= Chapman, Lawrence County, Kentucky =

Unincorporated community in Kentucky, United States

Chapman is an unincorporated community located in Lawrence County, Kentucky, United States on the eastern bank of the Levisa Fork River. It is served by KY Route 2037. A high volume railway line, operated by CSX Transportation, extends through its limits and continues in a southerly direction throughout southeastern Kentucky to western Virginia and points south. Although its location is many miles from the nearest industrial employer, the railroad has served the community as a source of employment. The railroad was first built through the community in 1880 by CSX's predecessor, the Chesapeake and Ohio Railway. C&O employees who resided in Chapman caught the train as it passed through on its multiple daily runs where they reported to work. Chapman, Kentucky is named after its first settler and prominent landowner David Chapman (1803–1845), a native of Montgomery, West Virginia. Many of Chapman's descendants still reside in the community at this time.

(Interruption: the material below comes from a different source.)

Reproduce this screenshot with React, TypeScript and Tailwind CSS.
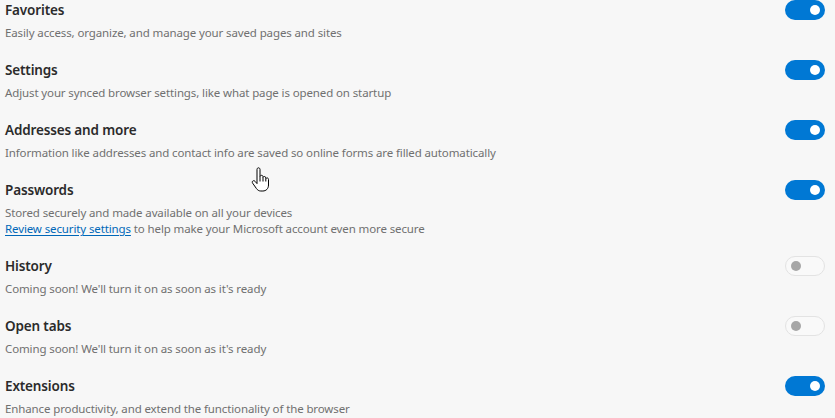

Chapmansville, West Virginia, a city located on U.S. Route 119 about forty miles east of Chapman, was established in 1800 by David Chapman's uncle Ned Chapman, as he was its first postmaster and general store operator. The Chapman surname is an anglicized version of the German name Kaufmann, the German word for merchant. David Chapman's ancestors originally emigrated to North America from Kaufmann, Germany. Chapman is located 10 mi south of Louisa, Kentucky.